Directive – Check every line below for the string "this", and copy the lines that contain it.

Rows from a dataset of pages and code –
=====
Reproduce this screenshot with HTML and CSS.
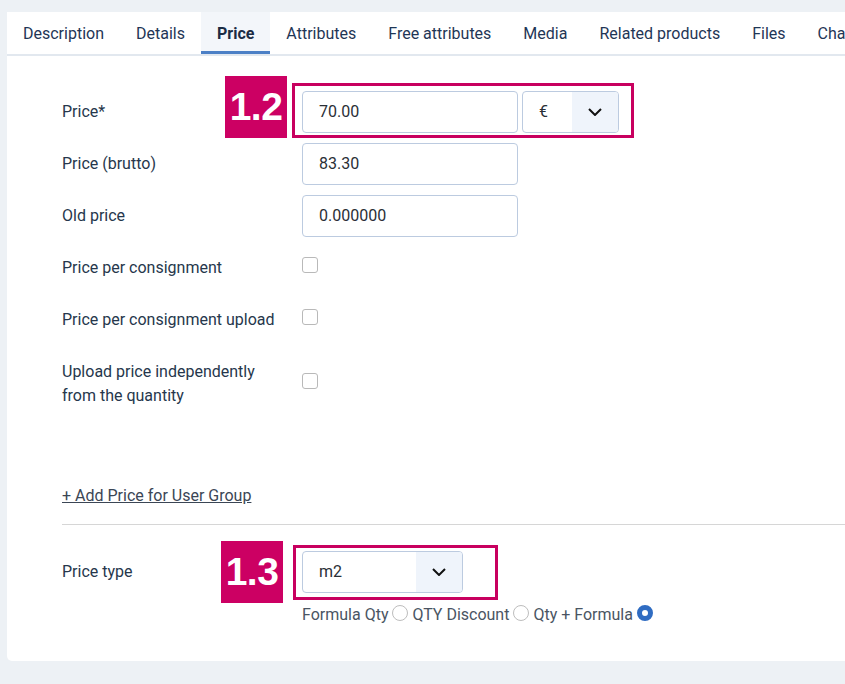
FILE: index.html
```html
<!DOCTYPE html>
<html>
<head>
<meta charset="utf-8">
<link rel="stylesheet" href="styles.css">
</head>
<body>
<div class="page">
  <nav class="tabs">
    <div class="tab">Description</div>
    <div class="tab">Details</div>
    <div class="tab active">Price</div>
    <div class="tab">Attributes</div>
    <div class="tab">Free attributes</div>
    <div class="tab">Media</div>
    <div class="tab">Related products</div>
    <div class="tab">Files</div>
    <div class="tab">Characteristics</div>
  </nav>
  <section class="panel">
    <div class="form">
      <div class="row">
        <div class="label">Price*</div>
        <div class="field marked">
          <div class="input">70.00</div>
          <div class="select currency">
            <span class="select-value">€</span>
            <span class="select-arrow"><svg width="14" height="8" viewBox="0 0 14 8"><polyline points="1,1 7,7 13,1" fill="none" stroke="#111" stroke-width="2"/></svg></span>
          </div>
          <div class="outline outline-12"></div>
          <div class="badge badge-12">1.2</div>
        </div>
      </div>
      <div class="row">
        <div class="label">Price (brutto)</div>
        <div class="field"><div class="input">83.30</div></div>
      </div>
      <div class="row">
        <div class="label">Old price</div>
        <div class="field"><div class="input">0.000000</div></div>
      </div>
      <div class="row">
        <div class="label">Price per consignment</div>
        <div class="field"><input type="checkbox" class="check"></div>
      </div>
      <div class="row">
        <div class="label">Price per consignment upload</div>
        <div class="field"><input type="checkbox" class="check"></div>
      </div>
      <div class="row">
        <div class="label">Upload price independently<br>from the quantity</div>
        <div class="field"><input type="checkbox" class="check"></div>
      </div>
    </div>

    <a class="add-link" href="#">+ Add Price for User Group</a>
    <hr class="divider">

    <div class="row type-row">
      <div class="label">Price type</div>
      <div class="field-col">
        <div class="field marked">
          <div class="select unit">
            <span class="select-value">m2</span>
            <span class="select-arrow"><svg width="14" height="8" viewBox="0 0 14 8"><polyline points="1,1 7,7 13,1" fill="none" stroke="#111" stroke-width="2"/></svg></span>
          </div>
          <div class="outline outline-13"></div>
          <div class="badge badge-13">1.3</div>
        </div>
        <div class="radios">
          <span>Formula Qty</span><input type="radio" name="pt" class="radio">
          <span>QTY Discount</span><input type="radio" name="pt" class="radio">
          <span>Qty + Formula</span><input type="radio" name="pt" class="radio" checked>
        </div>
      </div>
    </div>
  </section>
</div>
</body>
</html>
```

FILE: styles.css
```css
html, body {
  margin: 0;
  padding: 0;
}
body {
  background: #edf1f5;
  font-family: Roboto, "Liberation Sans", sans-serif;
  font-size: 16px;
  color: #26374c;
  overflow: hidden;
  width: 845px;
  height: 684px;
}
.page {
  padding: 12px 0 0 7px;
  width: 1000px;
}
.tabs {
  display: flex;
  background: #ffffff;
  border-bottom: 2px solid #e2e8ef;
  height: 42px;
}
.tab {
  padding: 1px 16px 0 16px;
  line-height: 41px;
  color: #1f3656;
  white-space: nowrap;
}
.tab.active {
  background: #f3f6fa;
  font-weight: 700;
  color: #1b2c44;
  box-shadow: inset 0 -3px 0 #4c80c6;
}
.panel {
  background: #ffffff;
  border-radius: 0 0 0 5px;
  padding: 35px 0 36px 55px;
}
.form {
  display: flex;
  flex-direction: column;
  gap: 10px;
}
.row {
  display: grid;
  grid-template-columns: 240px 1fr;
  align-items: center;
  min-height: 42px;
}
.label {
  line-height: 24px;
  padding: 9px 0;
  color: #26374c;
}
.field {
  display: flex;
  align-items: center;
  gap: 4px;
  position: relative;
  width: max-content;
}
.input {
  box-sizing: border-box;
  width: 216px;
  height: 42px;
  border: 1px solid #bccbe0;
  border-radius: 4px;
  padding: 0 16px;
  line-height: 40px;
  color: #2a2f36;
}
.select {
  box-sizing: border-box;
  height: 42px;
  border: 1px solid #bccbe0;
  border-radius: 4px;
  display: flex;
  overflow: hidden;
  color: #2a2f36;
}
.select-value {
  flex: 1;
  line-height: 40px;
  padding-left: 17px;
}
.select-arrow {
  width: 46px;
  background: #eff4fb;
  display: flex;
  align-items: center;
  justify-content: center;
}
.currency { width: 97px; }
.currency .select-value { padding-left: 16px; }
.unit { width: 161px; }
.unit .select-value { padding-left: 16px; }

.check {
  appearance: none;
  -webkit-appearance: none;
  box-sizing: border-box;
  width: 16px;
  height: 16px;
  margin: -7px 0 0 0;
  border: 1px solid #b9b9b9;
  border-radius: 3px;
  background: #fff;
}

.outline {
  position: absolute;
  box-sizing: border-box;
  border: 3px solid #c8005f;
  pointer-events: none;
}
.outline-12 { left: -10px; top: -8px; width: 342px; height: 55px; }
.outline-13 { left: -9px; top: -6px; width: 205px; height: 55px; }
.badge {
  position: absolute;
  width: 62px;
  height: 62px;
  background: #cc0063;
  color: #ffffff;
  font-family: "Liberation Sans", Arial, sans-serif;
  font-weight: 700;
  font-size: 39px;
  line-height: 62px;
  text-align: center;
  letter-spacing: -0.5px;
}
.badge-12 { left: -77px; top: -15px; }
.badge-13 { left: -81px; top: -10px; }

.add-link {
  display: block;
  width: max-content;
  margin-top: 67px;
  line-height: 24px;
  color: #3b4655;
  text-decoration: underline;
}
.divider {
  border: 0;
  border-top: 1px solid #d6d6d6;
  margin: 16px 0 26px 0;
  height: 0;
}
.type-row {
  align-items: start;
}
.type-row .label {
  padding-top: 9px;
}
.field-col {
  display: flex;
  flex-direction: column;
  gap: 12px;
}
.radios {
  display: flex;
  align-items: center;
  line-height: 20px;
  color: #4a5563;
}
.radio {
  appearance: none;
  -webkit-appearance: none;
  box-sizing: border-box;
  width: 16px;
  height: 16px;
  margin: -4px 4px 0 4px;
  border: 1px solid #bdbdbd;
  border-radius: 50%;
  background: #fff;
}
.radio:checked {
  border: 5px solid #2f6cc2;
}
```
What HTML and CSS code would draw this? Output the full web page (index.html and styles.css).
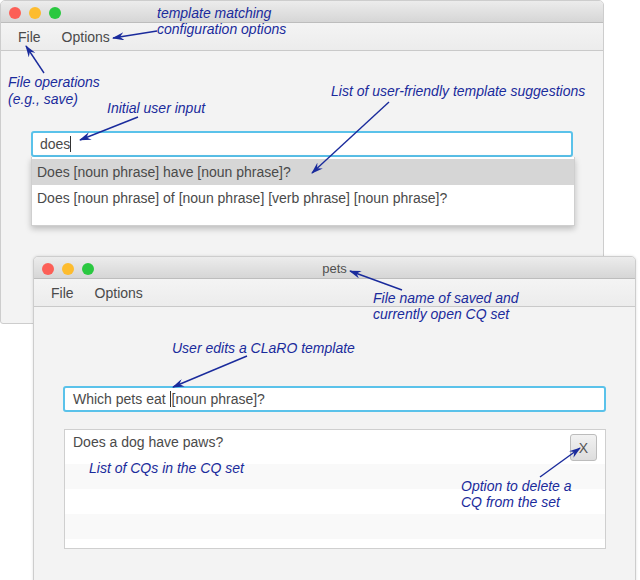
FILE: index.html
```html
<!DOCTYPE html>
<html>
<head>
<meta charset="utf-8">
<link rel="stylesheet" href="styles.css">
</head>
<body>
<div class="desk">
  <div class="win win1">
    <div class="titlebar">
      <div class="lights"><span class="light red"></span><span class="light yellow"></span><span class="light green"></span></div>
      <div class="title"></div>
    </div>
    <div class="menubar"><span class="menu">File</span><span class="menu">Options</span></div>
    <div class="body body1">
      <div class="field field1">does<span class="caret"></span></div>
      <div class="dropdown">
        <div class="opt sel">Does [noun phrase] have [noun phrase]?</div>
        <div class="opt">Does [noun phrase] of [noun phrase] [verb phrase] [noun phrase]?</div>
      </div>
    </div>
  </div>

  <div class="win win2">
    <div class="titlebar">
      <div class="lights"><span class="light red"></span><span class="light yellow"></span><span class="light green"></span></div>
      <div class="title">pets</div>
    </div>
    <div class="menubar"><span class="menu">File</span><span class="menu">Options</span></div>
    <div class="body body2">
      <div class="field field2">Which pets eat <span class="caret caret2"></span>[noun phrase]?</div>
      <div class="listbox">
        <div class="row row-first"><span class="cq">Does a dog have paws?</span><button class="del">X</button></div>
        <div class="row alt"></div>
        <div class="row"></div>
        <div class="row alt"></div>
        <div class="row last"></div>
      </div>
    </div>
  </div>

  <svg class="arrows" width="640" height="580" viewBox="0 0 640 580">
    <defs>
      <marker id="ah" viewBox="0 0 12 8" refX="11" refY="4" markerWidth="12" markerHeight="8" markerUnits="userSpaceOnUse" orient="auto">
        <path d="M0,0 L12,4 L0,8 L4,4 z" fill="#1a2b9c"/>
      </marker>
    </defs>
    <g stroke="#1a2b9c" stroke-width="1.4" fill="none" marker-end="url(#ah)">
      <line x1="157" y1="31" x2="113" y2="38"/>
      <line x1="44" y1="73" x2="26" y2="46"/>
      <line x1="138" y1="117" x2="80" y2="140"/>
      <line x1="389" y1="102" x2="312" y2="173"/>
      <line x1="402" y1="290" x2="350" y2="271"/>
      <line x1="247" y1="356" x2="173" y2="387"/>
      <line x1="540" y1="477" x2="580" y2="448"/>
    </g>
  </svg>

  <div class="note n-options">template matching<br>configuration options</div>
  <div class="note n-file">File operations<br>(e.g., save)</div>
  <div class="note n-input">Initial user input</div>
  <div class="note n-sugg">List of user-friendly template suggestions</div>
  <div class="note n-pets">File name of saved and<br>currently open CQ set</div>
  <div class="note n-claro">User edits a CLaRO template</div>
  <div class="note n-list">List of CQs in the CQ set</div>
  <div class="note n-del">Option to delete a<br>CQ from the set</div>
</div>
</body>
</html>
```

FILE: styles.css
```css
html, body {
  margin: 0;
  padding: 0;
  background: #ffffff;
}
.desk {
  position: relative;
  width: 640px;
  height: 580px;
  overflow: hidden;
  font-family: "Liberation Sans", Arial, sans-serif;
}
.win {
  position: absolute;
  box-sizing: border-box;
  background: #f3f3f3;
  border: 1px solid #cdcdcd;
  border-radius: 5px 5px 3px 3px;
  display: flex;
  flex-direction: column;
  overflow: hidden;
}
.win1 {
  left: 0;
  top: 0;
  width: 604px;
  height: 324px;
}
.win2 {
  left: 33px;
  top: 256px;
  width: 603px;
  height: 340px;
  box-shadow: 0 0 3px rgba(0,0,0,0.12);
}
.titlebar {
  height: 21px;
  background: linear-gradient(#ececec, #d6d6d6);
  border-bottom: 1px solid #bdbdbd;
  position: relative;
  display: flex;
  align-items: center;
  justify-content: center;
  flex-shrink: 0;
}
.lights {
  position: absolute;
  left: 8px;
  top: 6px;
  display: flex;
  gap: 8px;
}
.light {
  width: 12px;
  height: 12px;
  border-radius: 50%;
  display: block;
}
.red { background: #fc5f57; }
.yellow { background: #fdbc2e; }
.green { background: #2ac840; }
.title {
  font-size: 13px;
  color: #505050;
  padding-top: 1px;
}
.menubar {
  height: 27px;
  background: linear-gradient(#f4f4f4, #ececec);
  border-bottom: 1px solid #c9c9c9;
  display: flex;
  align-items: center;
  padding-left: 17px;
  gap: 21px;
  flex-shrink: 0;
}
.menu {
  font-size: 14px;
  color: #4a4a4a;
}
.body {
  flex: 1;
  display: flex;
  flex-direction: column;
}
.body1 {
  padding: 80px 0 0 30px;
}
.body2 {
  padding: 79px 0 0 29px;
}
.field {
  box-sizing: border-box;
  height: 26px;
  border: 2px solid #5ac2ea;
  border-radius: 3px;
  background: #ffffff;
  font-size: 14px;
  color: #4a4a4a;
  display: flex;
  align-items: center;
  white-space: pre;
}
.field1 {
  width: 542px;
  padding-left: 7px;
}
.field2 {
  width: 543px;
  padding-left: 8px;
}
.caret {
  display: inline-block;
  width: 1px;
  height: 16px;
  background: #333;
}
.caret2 {
  margin-right: 1px;
}
.dropdown {
  box-sizing: border-box;
  width: 544px;
  height: 69px;
  background: #ffffff;
  border: 1px solid #cfcfcf;
  border-top: none;
  box-shadow: 0 3px 6px rgba(0,0,0,0.22);
  padding-top: 2px;
  display: flex;
  flex-direction: column;
}
.opt {
  height: 26px;
  line-height: 26px;
  font-size: 14px;
  color: #4a4a4a;
  padding-left: 5px;
  white-space: nowrap;
}
.opt.sel {
  background: #d6d6d6;
}
.listbox {
  box-sizing: border-box;
  margin-top: 17px;
  margin-left: 1px;
  width: 542px;
  height: 120px;
  background: #ffffff;
  border: 1px solid #cfcfcf;
  display: flex;
  flex-direction: column;
}
.row {
  height: 25px;
  flex-shrink: 0;
}
.row.alt {
  background: #f9f9f9;
}
.row.last {
  flex: 1;
}
.row-first {
  height: 34px;
  display: flex;
  justify-content: space-between;
  align-items: flex-start;
  padding: 0 8px 0 8px;
  box-sizing: border-box;
}
.cq {
  font-size: 14px;
  color: #4a4a4a;
  line-height: 24px;
}
.del {
  margin-top: 4px;
  width: 27px;
  height: 27px;
  padding: 0;
  border: 1px solid #bcbcbc;
  border-radius: 3px;
  background: linear-gradient(#f2f2f2, #dddddd);
  font-family: "Liberation Sans", Arial, sans-serif;
  font-size: 14px;
  color: #555555;
}
.arrows {
  position: absolute;
  left: 0;
  top: 0;
  pointer-events: none;
}
.note {
  position: absolute;
  font-family: "Liberation Sans", Arial, sans-serif;
  font-style: italic;
  font-size: 14px;
  line-height: 16px;
  color: #1a2b9c;
  white-space: nowrap;
}
.n-options { left: 157px; top: 5px; }
.n-file { left: 8px; top: 74px; line-height: 17px; }
.n-input { left: 107px; top: 100px; }
.n-sugg { left: 331px; top: 83px; }
.n-pets { left: 373px; top: 290px; }
.n-claro { left: 172px; top: 340px; }
.n-list { left: 89px; top: 460px; }
.n-del { left: 461px; top: 478px; }
```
=====
Reply –
Reproduce this screenshot with HTML and CSS.
What HTML and CSS code would draw this? Output the full web page (index.html and styles.css).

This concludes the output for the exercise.